Retype only what runs from the first line of the listing to the line holding "string; title: string;", both included. Do not retype the pictures.

Start of Data shown

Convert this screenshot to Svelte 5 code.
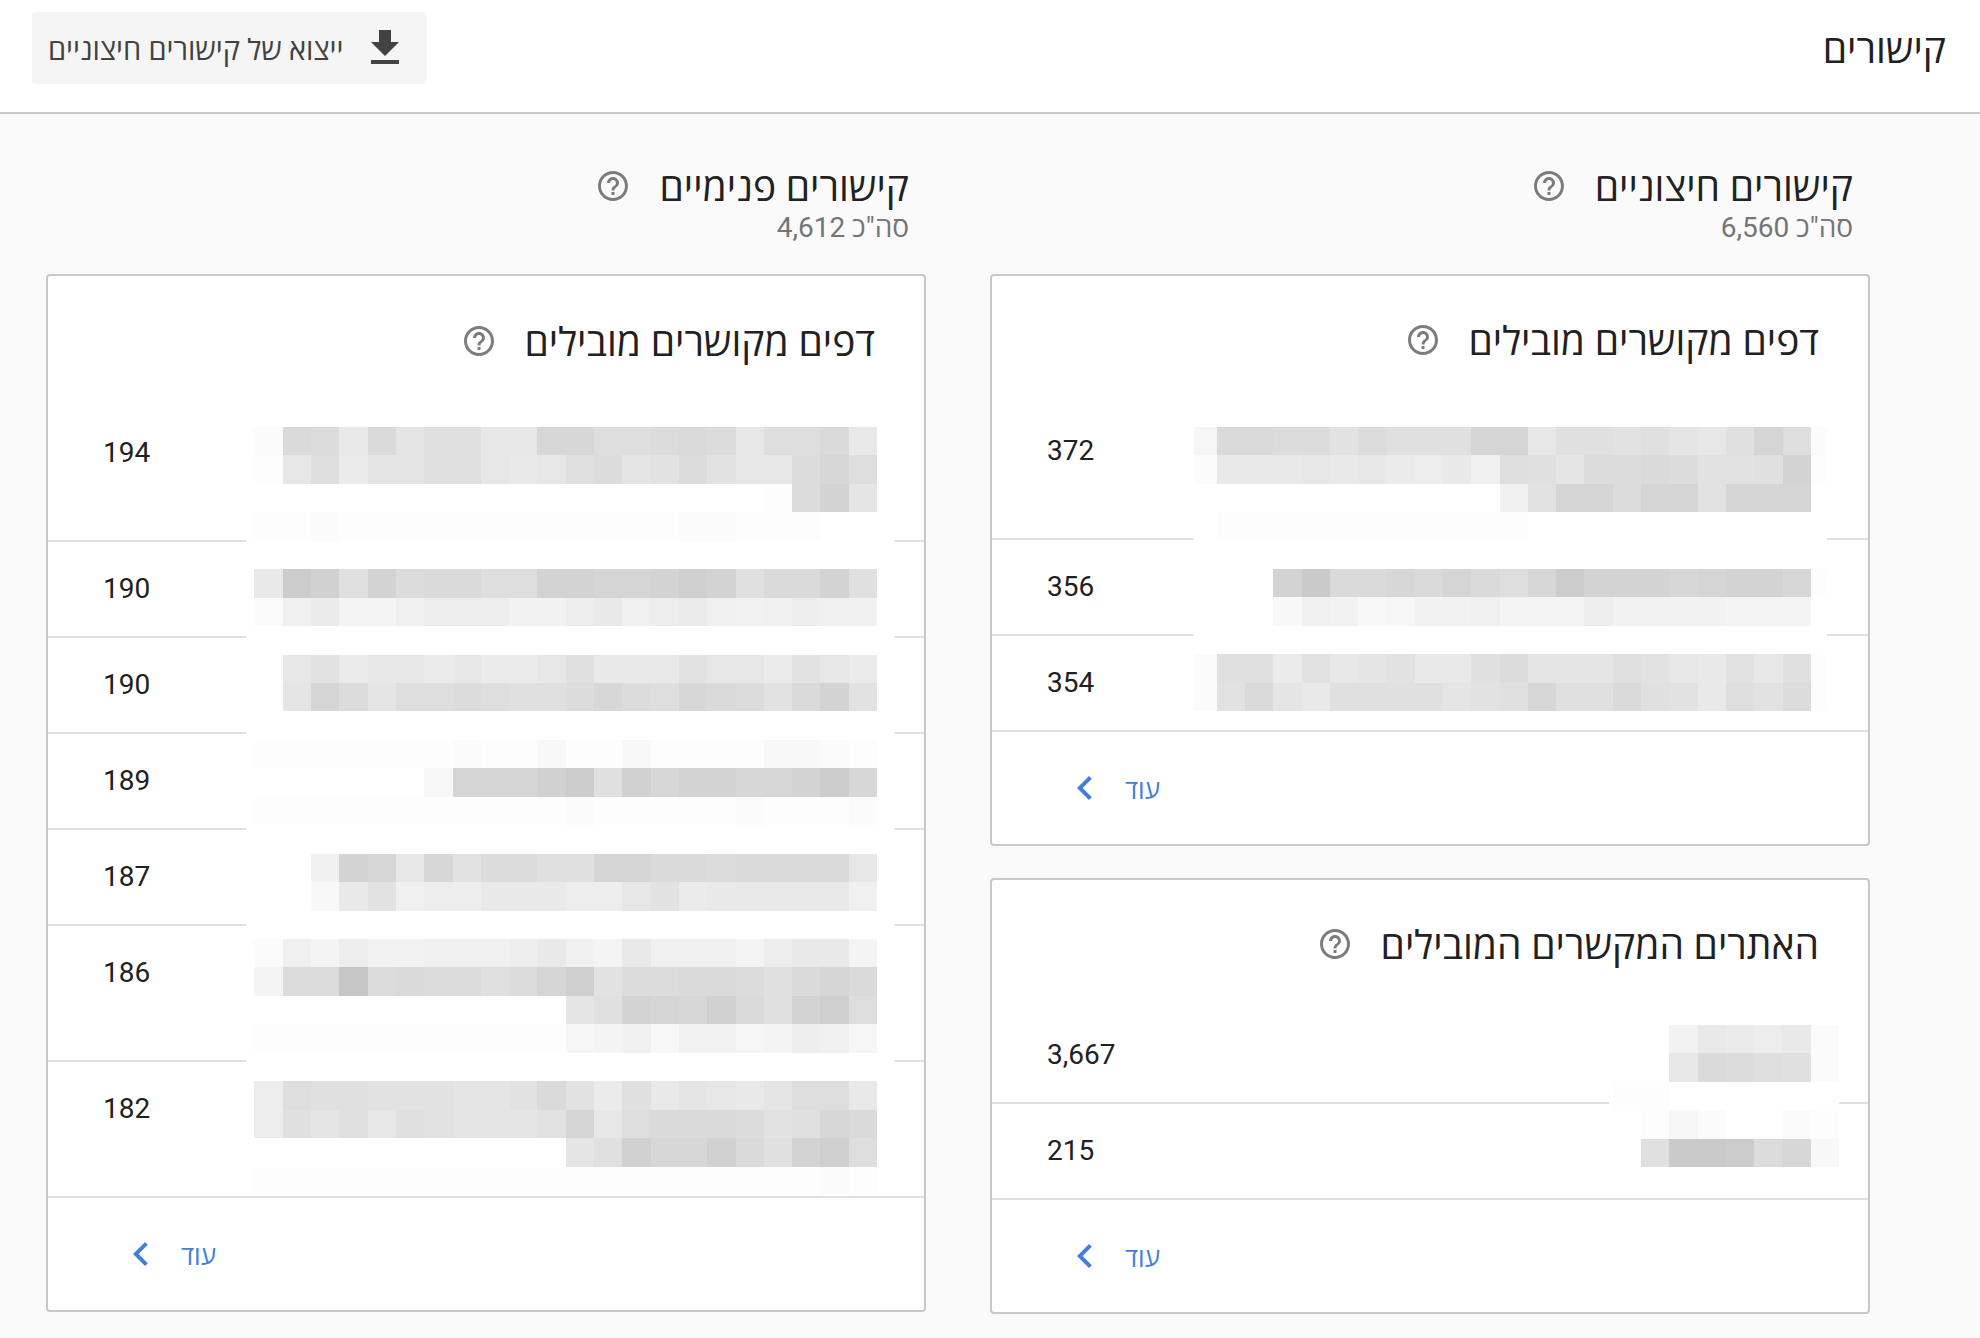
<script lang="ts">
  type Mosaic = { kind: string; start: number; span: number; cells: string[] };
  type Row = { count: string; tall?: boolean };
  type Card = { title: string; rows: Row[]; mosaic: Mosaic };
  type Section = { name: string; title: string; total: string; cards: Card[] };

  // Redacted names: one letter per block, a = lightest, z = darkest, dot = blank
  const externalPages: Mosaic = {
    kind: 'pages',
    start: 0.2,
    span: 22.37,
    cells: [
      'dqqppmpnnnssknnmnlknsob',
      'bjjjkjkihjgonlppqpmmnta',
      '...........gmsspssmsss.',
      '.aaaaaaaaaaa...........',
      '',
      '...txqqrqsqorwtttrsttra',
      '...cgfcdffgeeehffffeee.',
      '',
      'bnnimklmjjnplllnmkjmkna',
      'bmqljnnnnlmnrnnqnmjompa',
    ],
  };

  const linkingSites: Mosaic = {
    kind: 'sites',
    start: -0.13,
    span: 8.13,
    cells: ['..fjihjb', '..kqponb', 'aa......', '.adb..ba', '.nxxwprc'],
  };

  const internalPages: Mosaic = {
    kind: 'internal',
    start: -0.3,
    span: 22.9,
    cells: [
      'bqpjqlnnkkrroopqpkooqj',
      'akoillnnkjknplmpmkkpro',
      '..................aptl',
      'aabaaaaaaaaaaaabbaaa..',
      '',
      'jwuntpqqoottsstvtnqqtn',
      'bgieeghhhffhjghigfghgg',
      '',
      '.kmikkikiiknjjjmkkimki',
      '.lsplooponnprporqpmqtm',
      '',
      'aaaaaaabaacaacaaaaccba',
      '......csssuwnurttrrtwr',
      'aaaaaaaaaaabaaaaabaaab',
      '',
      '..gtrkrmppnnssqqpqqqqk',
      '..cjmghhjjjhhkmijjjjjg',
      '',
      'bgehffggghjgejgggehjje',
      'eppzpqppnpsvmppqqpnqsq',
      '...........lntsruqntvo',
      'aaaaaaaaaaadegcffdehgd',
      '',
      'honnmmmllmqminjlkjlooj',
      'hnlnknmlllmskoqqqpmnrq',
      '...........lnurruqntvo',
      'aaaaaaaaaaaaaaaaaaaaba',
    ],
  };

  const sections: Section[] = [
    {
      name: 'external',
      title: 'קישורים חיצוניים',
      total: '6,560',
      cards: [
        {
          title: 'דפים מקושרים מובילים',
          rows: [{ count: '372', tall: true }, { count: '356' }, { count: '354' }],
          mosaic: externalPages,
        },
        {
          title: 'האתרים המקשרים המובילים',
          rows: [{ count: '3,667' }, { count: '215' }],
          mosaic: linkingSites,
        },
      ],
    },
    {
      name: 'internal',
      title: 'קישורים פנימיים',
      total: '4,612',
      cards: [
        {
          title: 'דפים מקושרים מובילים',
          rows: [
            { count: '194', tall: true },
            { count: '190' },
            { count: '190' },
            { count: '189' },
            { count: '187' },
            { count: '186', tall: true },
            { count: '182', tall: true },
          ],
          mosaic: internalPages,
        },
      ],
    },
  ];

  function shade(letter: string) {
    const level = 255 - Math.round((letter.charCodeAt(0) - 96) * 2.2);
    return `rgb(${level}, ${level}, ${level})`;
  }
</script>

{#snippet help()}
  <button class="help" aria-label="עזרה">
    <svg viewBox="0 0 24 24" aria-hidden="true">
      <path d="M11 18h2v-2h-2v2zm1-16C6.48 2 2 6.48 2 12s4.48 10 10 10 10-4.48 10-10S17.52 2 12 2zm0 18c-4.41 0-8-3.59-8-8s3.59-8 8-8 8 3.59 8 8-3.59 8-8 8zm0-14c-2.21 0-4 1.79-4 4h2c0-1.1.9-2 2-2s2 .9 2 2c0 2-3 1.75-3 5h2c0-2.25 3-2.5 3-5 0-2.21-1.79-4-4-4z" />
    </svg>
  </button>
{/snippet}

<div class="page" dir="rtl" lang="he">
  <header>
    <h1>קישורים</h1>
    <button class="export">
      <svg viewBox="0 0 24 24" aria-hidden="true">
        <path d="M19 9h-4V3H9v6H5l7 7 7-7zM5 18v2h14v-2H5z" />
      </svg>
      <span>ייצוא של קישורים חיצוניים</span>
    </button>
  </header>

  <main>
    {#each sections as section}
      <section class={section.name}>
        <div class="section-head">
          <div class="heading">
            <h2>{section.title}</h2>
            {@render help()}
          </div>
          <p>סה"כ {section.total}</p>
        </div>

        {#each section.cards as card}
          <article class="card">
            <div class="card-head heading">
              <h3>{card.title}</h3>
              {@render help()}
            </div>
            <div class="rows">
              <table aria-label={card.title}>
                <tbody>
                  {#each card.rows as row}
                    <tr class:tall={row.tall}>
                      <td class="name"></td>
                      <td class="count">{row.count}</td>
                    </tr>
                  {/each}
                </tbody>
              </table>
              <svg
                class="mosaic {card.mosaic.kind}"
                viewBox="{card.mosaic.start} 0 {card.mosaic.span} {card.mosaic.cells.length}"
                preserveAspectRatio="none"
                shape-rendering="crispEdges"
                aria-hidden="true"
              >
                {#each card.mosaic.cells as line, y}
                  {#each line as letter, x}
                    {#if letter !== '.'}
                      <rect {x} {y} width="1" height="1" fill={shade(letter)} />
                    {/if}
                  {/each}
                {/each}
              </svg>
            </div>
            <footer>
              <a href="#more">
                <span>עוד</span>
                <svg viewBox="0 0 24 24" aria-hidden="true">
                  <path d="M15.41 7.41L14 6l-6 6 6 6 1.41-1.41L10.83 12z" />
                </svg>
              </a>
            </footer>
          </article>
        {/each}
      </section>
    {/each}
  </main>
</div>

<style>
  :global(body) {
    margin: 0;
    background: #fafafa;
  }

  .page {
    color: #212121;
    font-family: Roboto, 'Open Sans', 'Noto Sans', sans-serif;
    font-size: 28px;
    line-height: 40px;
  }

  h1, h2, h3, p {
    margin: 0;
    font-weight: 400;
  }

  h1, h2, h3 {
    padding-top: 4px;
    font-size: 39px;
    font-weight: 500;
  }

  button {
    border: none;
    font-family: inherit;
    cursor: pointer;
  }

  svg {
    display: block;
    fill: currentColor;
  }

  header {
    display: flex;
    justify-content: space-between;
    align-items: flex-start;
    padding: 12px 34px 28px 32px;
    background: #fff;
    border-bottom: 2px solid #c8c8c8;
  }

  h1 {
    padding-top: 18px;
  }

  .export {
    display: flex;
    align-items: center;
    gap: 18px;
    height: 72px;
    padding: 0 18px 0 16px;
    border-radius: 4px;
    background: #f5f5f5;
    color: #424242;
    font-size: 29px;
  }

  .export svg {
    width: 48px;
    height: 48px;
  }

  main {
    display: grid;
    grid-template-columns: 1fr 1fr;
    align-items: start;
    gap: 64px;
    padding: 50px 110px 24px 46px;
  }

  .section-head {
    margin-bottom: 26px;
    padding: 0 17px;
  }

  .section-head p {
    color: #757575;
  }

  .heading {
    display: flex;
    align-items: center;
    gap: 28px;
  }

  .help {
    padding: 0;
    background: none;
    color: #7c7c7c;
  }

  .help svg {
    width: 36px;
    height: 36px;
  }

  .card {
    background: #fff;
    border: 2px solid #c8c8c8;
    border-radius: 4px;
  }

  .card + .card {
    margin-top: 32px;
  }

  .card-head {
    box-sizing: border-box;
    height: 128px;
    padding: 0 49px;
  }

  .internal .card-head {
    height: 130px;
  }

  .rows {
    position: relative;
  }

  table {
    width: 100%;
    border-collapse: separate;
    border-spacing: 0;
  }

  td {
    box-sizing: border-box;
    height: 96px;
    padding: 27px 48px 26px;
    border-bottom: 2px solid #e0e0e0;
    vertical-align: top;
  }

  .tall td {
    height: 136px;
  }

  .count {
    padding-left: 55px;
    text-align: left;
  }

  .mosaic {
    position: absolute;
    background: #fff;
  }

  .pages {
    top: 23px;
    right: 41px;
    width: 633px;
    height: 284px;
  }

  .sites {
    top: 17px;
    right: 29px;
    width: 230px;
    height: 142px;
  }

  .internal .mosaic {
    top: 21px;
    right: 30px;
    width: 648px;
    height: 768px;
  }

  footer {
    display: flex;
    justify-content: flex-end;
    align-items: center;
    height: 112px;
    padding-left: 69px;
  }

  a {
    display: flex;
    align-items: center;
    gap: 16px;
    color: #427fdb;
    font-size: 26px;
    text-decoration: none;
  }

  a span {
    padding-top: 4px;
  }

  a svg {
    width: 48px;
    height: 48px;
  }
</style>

End of Data shown

(Exercise answer):
Convert this screenshot to Svelte 5 code.
<script lang="ts">
  type Mosaic = { kind: string; start: number; span: number; cells: string[] };
  type Row = { count: string; tall?: boolean };
  type Card = { title: string; rows: Row[]; mosaic: Mosaic };
  type Section = { name: string; title: string; total: string; cards: Card[] };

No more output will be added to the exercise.